Hi B., My son is now 14 months old. From 6-12 months we started leaving it in his crib during the day, and he woudl only have it at nap and night times. At 12 months we went cold turkey and stopped giving it to him and made sure he didn't see it at bedtime. This didn't seem to phase him and he seemed to forget about it. I have heard from various people/books that they start there emotional attachment to it around 14-16 months, and by that point it becomes a habit/friend and is hard for them to let it go. If I were you I wouldn't worry about it until your daughter gets a little bit older!



answers from Madison on

Hi B.,

Well, I can only give you my own personal experience. I sucked my thumb until I was 8 years old -- my husband sucked his fingers until he was 6. It was important to both of us that our kids use a pacifier instead. As you pointed out, you can take away a pacifier. My son (now 3) took to the pacifier immediately. At age 1 1/2 he came down with a cold and didn't want the pacifier -- I used that time to take it away and never had an issue (got lucky, I suppose). My daughter wanted to suck her fingers/thumb and I really had to work to get her to take the paci, but she eventually did. She now uses the paci when she needs to suck (mostly after breastfeeding, sometimes when fussy and a little at night or naps). She doesn't seem to be extrememly attached to it, but also now does not suck her fingers. I'm hoping the paci will be easy to take away when she is ready (not needing/wanting to suck) -- maybe around the same time we quit breastfeeding (I'm planning at one year or so).
I hope this helps. Good luck!



answers from Cedar Rapids on

Well, I wouldn't worry about it at this age, they still have the sucking reflex and paci's are amazing for this. BUT - my girls are both very attached to their binks, my older daughter is three and still can't sleep without 2 binkies and my younger daughter is almost 18 months and isn't AS bad as her, she can sleep with one. But my plan is to go cold turkey after the first of the year for both of them.
So - moral of the story is that I would start to wean her from it around ten months if you're worried about it. OR not, because I think if I had a third child I would do the same thing again. A binky in the mouth to prevent or stop a public meltdown is awesome. :) (Just make sure to teach them to take the binky out of their mouth to talk :) that's what we do!)
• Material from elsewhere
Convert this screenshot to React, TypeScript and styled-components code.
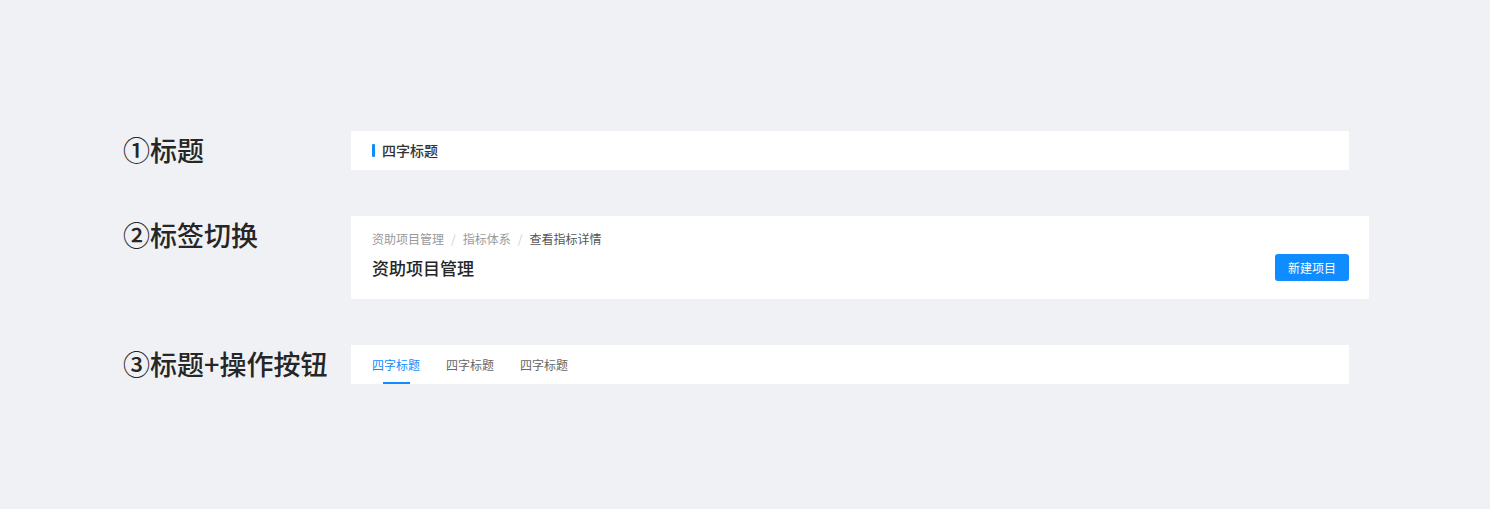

answers from Minneapolis on

In my limited experience I would say your daughter is hooked on sucking on something. My 2 year old, when he was a baby didn't want anything but his pacifier or my finger, nothing else would do and he needed it for comforting and for sleeping. Now my daughter on the other hand (now 9 months old) is just now starting to like it when she gets fussy or wants to go to sleep but she doesn't wake up if she looses it like her brother did. I hope this helps. By the way, I agree about the Pacifier, you cannot take away any appendages, just objects.



answers from Milwaukee on

My son never took to a pacifier or any of his fingers. But my oldest daughter had a greater need to suck and took to the pacifier right away as well as sucking her two fingers. She did it pretty regularly until she was about 6 months old and then solely used the pacifier during naps and at night until about a year and a half when I took them away cold turkey. After two nights of on and off again sleep, she was fine.

I think that if your daughter wants her fingers, I'd give them to her. I actually think that children self wean from fingers more easily than they do pacifiers. But the most important thing is that your child be happy, content and comfortable at this age...and if the fingers do it, by all means, let her have them!



answers from Grand Forks on

My DS never took a nuk, he would spit it out. He started sucking on his fingers when he was about three months (he's 8 months now and has since moved on to his thumb) and I tried to discourage it also. I would pull his hand away and stick the nuk in his mouth and hold it so he couldn't spit it out. Then I realized he didn't like the nuk (or any other type of passifier) and that sucking on his fingers/thumb was his way of self-soothing. I know my DS will grow out of it eventually and so will your DD. It is completely normal for babies to suck their fingers/thumb and if they haven't grown out of it by the time they are two or three then there are ways for you to help them to stop (ie. different kinds of motivations, encouragement and praises).



answers from Lincoln on

My advice would be not to sweat it. All 3 of my children have loved their pacifiers. Not just loved but were extremely attached to their paci's! Two have successfully been weened at ages 2 1/2 and 3. They have no teeth problems or attachment issues. The haven't taken the third childs away and probably won't until age 3 unless she wants to sooner. I have been learning myself so much lately not to worry about all we really worry about...paci's, potty training, etc.. Our kids are going to do great and turn out great regardless of how long they wore diapers or sucked on pacifiers. Good Luck!